Monday, October 26, 2015

Darin Hensley's 'Chili w/Beans' beat 'Better Than Darin's' to win Chili Cook-Off, which drew record crowd

By Brittany Forte'
University of Kentucky School of Journalism and Telecommunications

Story and photos by Amanda Colvin
University of Kentucky School of Journalism and Telecommunications

Nine chilis were offered for judging and eating.
Midway got its first taste of Halloween on Sunday night as Midway Baptist Church held its sixth annual chili cook-off followed by Trunk or Treat for the children.

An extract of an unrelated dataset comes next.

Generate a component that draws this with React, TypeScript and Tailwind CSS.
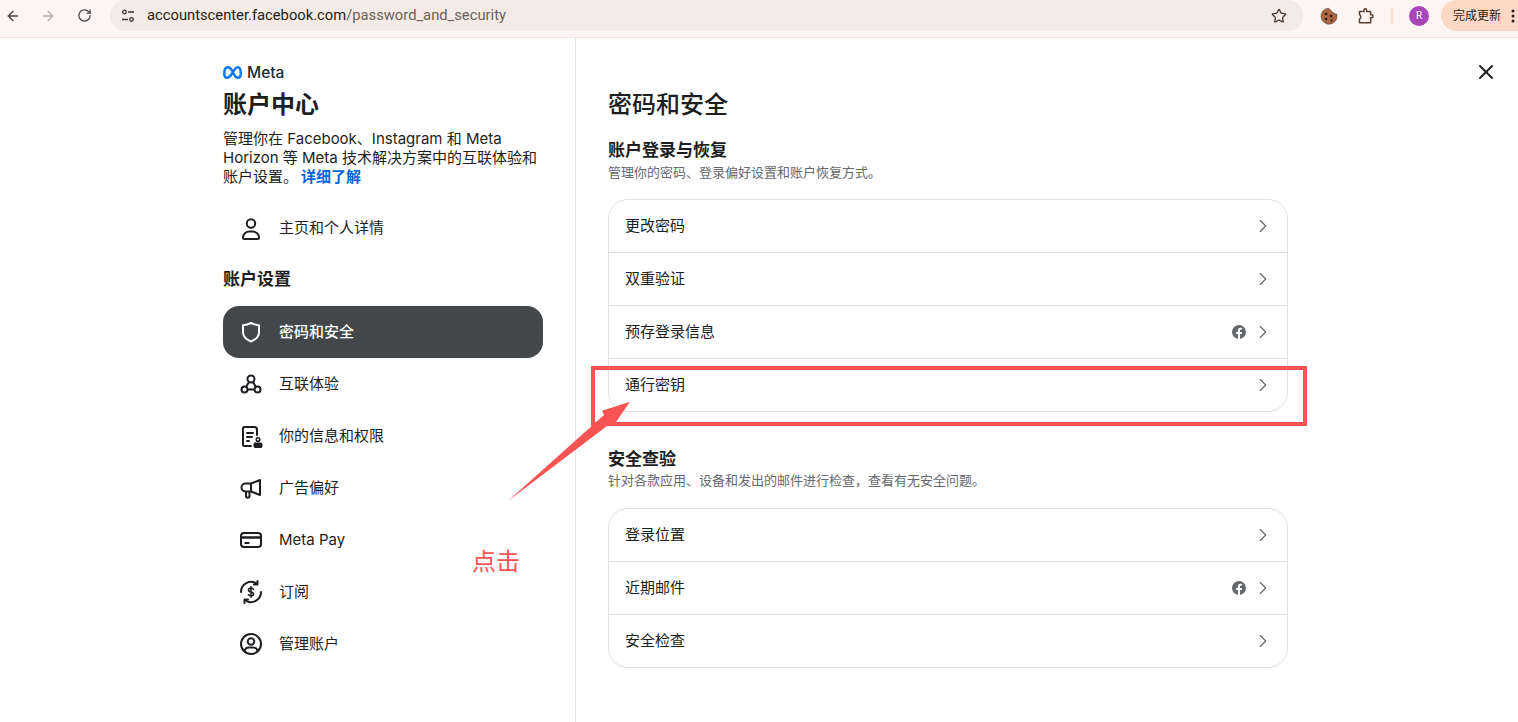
import { ArrowLeft, ArrowRight, ChevronRight, RotateCw, Star, X } from "lucide-react";

const FONT = "font-['Inter','Noto_Sans_CJK_SC',sans-serif]";

// nav icons, stroke drawn on a 24 box
const UserIcon = () => (
    <svg width="24" height="24" viewBox="0 0 24 24" fill="none" stroke="currentColor" strokeWidth="2">
        <circle cx="12" cy="7.500" r="4.200" />
        <path d="M5.500 23c-.9 0-1.500-.6-1.500-1.500C4 18 7 15.500 10.500 15.500h3C17 15.500 20 18 20 21.500c0 .9-.6 1.500-1.500 1.500z" />
    </svg>
);
const ShieldIcon = () => (
    <svg width="24" height="24" viewBox="0 0 24 24" fill="none" stroke="currentColor" strokeWidth="2" strokeLinejoin="round">
        <path d="M12 3c3 1.500 5.500 2 8 2.200V12c0 4.500-3 7.500-8 9.500-5-2-8-5-8-9.500V5.200C6.500 5 9 4.500 12 3z" />
    </svg>
);
const ConnectIcon = () => (
    <svg width="24" height="24" viewBox="0 0 24 24" fill="none" stroke="currentColor" strokeWidth="2">
        <circle cx="12" cy="7" r="3.500" />
        <circle cx="5.500" cy="17.500" r="3" />
        <circle cx="18.500" cy="17.500" r="3" />
        <path d="M8.500 17.500h7M10 10l-3 5M14 10l3 5" />
    </svg>
);
const InfoLockIcon = () => (
    <svg width="24" height="24" viewBox="0 0 24 24" fill="none" stroke="currentColor" strokeWidth="2" strokeLinecap="round">
        <path d="M12 22H5.500C4.600 22 4 21.400 4 20.500v-16C4 3.600 4.600 3 5.500 3h10C17 3 18 4 18 5.500V11" />
        <path d="M8 9h6M8 13h5M8 17h2" />
        <rect x="15" y="19" width="8" height="4.500" rx="1" fill="currentColor" strokeWidth="1" />
        <circle cx="19" cy="15.500" r="1.800" strokeWidth="1.500" />
    </svg>
);
const MegaphoneIcon = () => (
    <svg width="24" height="24" viewBox="0 0 24 24" fill="none" stroke="currentColor" strokeWidth="2" strokeLinejoin="round">
        <path d="M21 4v15l-9-3.500H6.500a4 4 0 0 1 0-8H12L21 4z" />
        <path d="M12 7.500v8M7 15.500V20c0 1 .7 1.700 1.700 1.700S10.500 21 10.500 20v-4.500" />
    </svg>
);
const CardIcon = () => (
    <svg width="24" height="24" viewBox="0 0 24 24" fill="none" stroke="currentColor" strokeWidth="2">
        <rect x="2" y="5" width="20" height="14" rx="3" />
        <path d="M2 9.500h20" strokeWidth="2.500" />
        <path d="M5.500 15h5" />
    </svg>
);
const SubscribeIcon = () => (
    <svg width="24" height="24" viewBox="0 0 24 24" fill="none" stroke="currentColor" strokeWidth="2" strokeLinecap="round" strokeLinejoin="round">
        <path d="M2 12A10 10 0 0 1 17.500 3.600M22 12A10 10 0 0 1 6.500 20.400" />
        <path d="M18.500 1v3.500H15M5.500 23v-3.500H9" />
        <path d="M14.500 9.300c-.5-.8-1.400-1.300-2.500-1.300-1.400 0-2.500.8-2.500 2s1 1.700 2.500 2 2.500.8 2.500 2-1.100 2-2.500 2c-1.100 0-2-.5-2.500-1.300M12 6.800v10.400" strokeWidth="1.600" />
    </svg>
);
const AccountIcon = () => (
    <svg width="24" height="24" viewBox="0 0 24 24" fill="none" stroke="currentColor" strokeWidth="2">
        <circle cx="12" cy="12" r="10" />
        <circle cx="12" cy="9.500" r="3.300" />
        <path d="M5.500 19c.6-2.500 2.500-3.500 4.500-3.500h4c2 0 3.900 1 4.500 3.500" />
    </svg>
);

const FacebookBadge = () => (
    <svg width="14" height="14" viewBox="0 0 24 24">
        <path fill="#65686c" d="M24 12a12 12 0 1 0-13.900 11.900v-8.400H7.100V12h3V9.400c0-3 1.800-4.700 4.500-4.700 1.300 0 2.700.2 2.700.2v3h-1.500c-1.500 0-2 .9-2 1.900V12h3.400l-.5 3.500h-2.900v8.400A12 12 0 0 0 24 12z" />
    </svg>
);

const navItems = [
    { label: "密码和安全", icon: <ShieldIcon />, active: true },
    { label: "互联体验", icon: <ConnectIcon /> },
    { label: "你的信息和权限", icon: <InfoLockIcon /> },
    { label: "广告偏好", icon: <MegaphoneIcon /> },
    { label: "Meta Pay", icon: <CardIcon /> },
    { label: "订阅", icon: <SubscribeIcon /> },
    { label: "管理账户", icon: <AccountIcon /> },
];

const NavRow = ({ label, icon, active }: { label: string; icon: React.ReactNode; active?: boolean }) => (
    <div className={`${active ? "bg-[#44474a] text-white font-medium" : "text-[#1c1e21]"} flex h-[52px] items-center gap-4 rounded-[16px] pl-4 text-[15px]`}>
        {icon}
        <span>{label}</span>
    </div>
);

const CardList = ({ rows }: { rows: { label: string; fb?: boolean }[] }) => (
    <div className="w-[680px] rounded-[20px] border border-[#dfe1e5] divide-y divide-[#dfe1e5]">
        {rows.map((row) => (
            <div key={row.label} className="flex h-[53px] last:h-[52px] items-center justify-between pl-4 pr-[13px] text-[15px] text-[#1c1e21]">
                <span>{row.label}</span>
                <div className="flex items-center gap-[6px]">
                    {row.fb && <FacebookBadge />}
                    <ChevronRight size={22} strokeWidth={1.2} className="text-[#5f6368]" />
                </div>
            </div>
        ))}
    </div>
);

const BrowserBar = () => (
    <header className="flex h-[38px] shrink-0 items-start border-b border-[#f8e2db] bg-[#fff6f3]">
        <div className="flex h-[31px] w-[110px] shrink-0 items-center text-[#4d3f38]">
            <ArrowLeft size={16} className="ml-[5px]" />
            <ArrowRight size={16} className="ml-[19px] text-[#b5aaa5]" />
            <RotateCw size={15} className="ml-[21px]" />
        </div>
        <div className="flex h-[31px] w-[1193px] shrink-0 items-center rounded-[16px] bg-[#f5eae6] pl-[10px] pr-[16px]">
            <svg width="16" height="16" viewBox="0 0 16 16" fill="none" stroke="#3f3531" strokeWidth="1.300">
                <circle cx="4.500" cy="4" r="1.800" />
                <path d="M8 4h6M2 11.500h6" />
                <circle cx="11.500" cy="11.500" r="1.800" />
            </svg>
            <span className="ml-[11px] font-['Roboto',sans-serif] text-[14.75px] text-[#241d1a]">
                accountscenter.facebook.com<span className="text-[#6a5f5a]">/password_and_security</span>
            </span>
            <Star size={16} className="ml-auto text-[#4d3f38]" />
        </div>
        <div className="flex h-[31px] flex-1 items-center">
            <svg width="18" height="18" viewBox="0 0 18 18" className="ml-[17px]">
                <path fill="#a9683f" stroke="#5a3a28" strokeWidth=".6" d="M9 1.200c.4 1.500 1.200 2 2.200 2 .1 1.500 1.200 2.500 2.500 2.300.2 1 1.200 1.600 3 1.500A8 8 0 1 1 9 1.200z" />
                <circle cx="6" cy="7" r="1.300" fill="#2d1c12" />
                <circle cx="11" cy="9" r="1.300" fill="#2d1c12" />
                <circle cx="6" cy="12" r="1.300" fill="#2d1c12" />
                <circle cx="11.500" cy="13.500" r="1.100" fill="#2d1c12" />
            </svg>
            <svg width="16" height="16" viewBox="0 0 16 16" fill="none" stroke="#5a4030" strokeWidth="1.500" strokeLinejoin="round" className="ml-[20px]">
                <path d="M1.500 3.500H6V2a1.300 1.300 0 0 1 2.600 0v1.500h4v3.200h1a1.500 1.500 0 0 1 0 3h-1v5H1.500v-3.500a2.800 2.800 0 0 0 0-4.700V3.500z" />
            </svg>
            <div className="ml-[17px] h-[16px] w-[2px] bg-[#fbdccf]" />
            <div className="ml-[16px] flex h-[20px] w-[20px] items-center justify-center rounded-full bg-[#a845b8] font-['Roboto',sans-serif] text-[10px] text-white">R</div>
            <div className="ml-[12px] flex h-[31px] flex-1 items-center rounded-l-[16px] bg-[#fdd9c5] pl-[12px] text-[12px] text-[#2b1d16]">
                <span className="whitespace-nowrap">完成更新</span>
                <svg width="4" height="14" viewBox="0 0 4 14" className="ml-[10px] shrink-0" fill="#2b1d16">
                    <circle cx="2" cy="2" r="1.500" />
                    <circle cx="2" cy="7" r="1.500" />
                    <circle cx="2" cy="12" r="1.500" />
                </svg>
            </div>
        </div>
    </header>
);

export default function App() {
    return (
        <div className={`${FONT} relative flex h-[722px] w-[1518px] flex-col overflow-hidden bg-white`}>
            <BrowserBar />

            <div className="flex flex-1">
                {/* left column */}
                <aside className="w-[576px] shrink-0 border-r border-[#e4e6e9] pl-[223px] pr-[32px] pt-[26px]">
                    <div className="flex h-[16px] items-center gap-[5px]">
                        <svg width="19" height="13" viewBox="0 0 38 26" fill="none" stroke="#0a78f0" strokeWidth="5">
                            <path d="M19 10C16 5.500 13 2.500 9.500 2.500 5 2.500 2.500 8 2.500 15c0 5 2.300 8.500 6 8.500 4.500 0 7.500-5 10.500-10 3.500-6 6.500-11 10.500-11 4.500 0 6 5.500 6 12.500 0 5-2.300 8.500-6 8.500-4.500 0-7.500-5.500-10.500-13.500z" />
                        </svg>
                        <span className="pt-[1px] text-[15.5px] font-medium leading-none text-[#1c2b33]">Meta</span>
                    </div>
                    <h1 className="mt-[9px] text-[24px] font-bold leading-[32px] text-[#1c1e21]">账户中心</h1>
                    <p className="mt-[8px] text-[15px] leading-[19px] text-[#1c1e21]">
                        管理你在 Facebook、Instagram 和 Meta Horizon 等 Meta 技术解决方案中的互联体验和账户设置。
                        <a className="ml-[3px] font-bold text-[#0064e0]">详细了解</a>
                    </p>
                    <div className="mt-[16px] text-[#1c1e21]">
                        <NavRow label="主页和个人详情" icon={<UserIcon />} />
                    </div>
                    <h2 className="flex h-[52px] items-center text-[17px] font-bold text-[#1c1e21]">账户设置</h2>
                    <nav className="flex flex-col">
                        {navItems.map((item) => (
                            <NavRow key={item.label} {...item} />
                        ))}
                    </nav>
                </aside>

                {/* right column */}
                <main className="pl-[32px] pt-[51px]">
                    <h1 className="text-[24px] font-medium leading-[32px] text-[#1c1e21]">密码和安全</h1>
                    <h2 className="mt-[17px] text-[17px] font-bold leading-[24px] text-[#1c1e21]">账户登录与恢复</h2>
                    <p className="mb-[19px] mt-[2px] text-[13px] leading-[16px] text-[#65686c]">管理你的密码、登录偏好设置和账户恢复方式。</p>
                    <CardList rows={[{ label: "更改密码" }, { label: "双重验证" }, { label: "预存登录信息", fb: true }, { label: "通行密钥" }]} />
                    <h2 className="mt-[35px] text-[17px] font-bold leading-[24px] text-[#1c1e21]">安全查验</h2>
                    <p className="mb-[20px] mt-[1px] text-[13px] leading-[16px] text-[#65686c]">针对各款应用、设备和发出的邮件进行检查，查看有无安全问题。</p>
                    <CardList rows={[{ label: "登录位置" }, { label: "近期邮件", fb: true }, { label: "安全检查" }]} />
                </main>
            </div>

            {/* close */}
            <button className="absolute left-[1474px] top-[60px] text-[#1c1e21]">
                <X size={24} strokeWidth={2} />
            </button>

            {/* red annotations on top of the screenshot */}
            <div className="absolute left-[591px] top-[366px] h-[60px] w-[716px] border-4 border-[#f95454]" />
            <svg className="absolute left-[500px] top-[390px]" width="140" height="115" viewBox="0 0 140 115">
                <path fill="#f95454" d="M8 111L104 25 102 20.700 130 11.700 116 32 107 36z" />
            </svg>
            <span className="absolute left-[472px] top-[546px] text-[24px] leading-[32px] text-[#f95454]">点击</span>
        </div>
    );
}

People of all ages filled the church fellowship hall to show off their costumes and see who had the best chili.  Not only was there chili, but also crackers, cheese, hot dogs, refreshments and a full dessert table.  Residents of Midway got their full taste of fall. The scene of the cook-off was one of fellowship and happiness, one part of the purpose of the cook-off.

“For us, it’s a great outreach event and just a chance to invite the community in…just a fun time of fellowship,” said cook-off coordinator Andrea Ball.

The event brought in 125 adults and 40 children.  While the adults were eager to taste the chili, the kids seemed more interested in showing off their costumes.

Kenny Tackett placed second but may have had the best name.
Nine chili recipes were up for judging.  The recipes ranged from sweet to spicy, and with beans or noodles. The judges were selected by age to represent each generation, with one judge a child, one an adult, and one an elder member of the church. The judges each got a small sample cup of each chili recipe and picked their favorites.

The winner was Darin Hensley with “Chili w/Beans,” followed by Kenny Tackett’s “Better Than Darin’s” and Megan Price’s “Cooper Chili.”

“A lot of good chili, a lot of good flavors, a lot of good meat, a lot of good sauces,” judge Michael Webster said. “It was difficult to pick out the one that was the best.”

Trunks were decorated for Trunk or Treat.
After a difficult decision, the winners of the cook-off were named and the children headed to Trunk or Treat, in which they go from car to car in the parking lot to get candy. 

Though the cook-off was considered a competition, the sense of community and fellowship were the leading factors of the evening.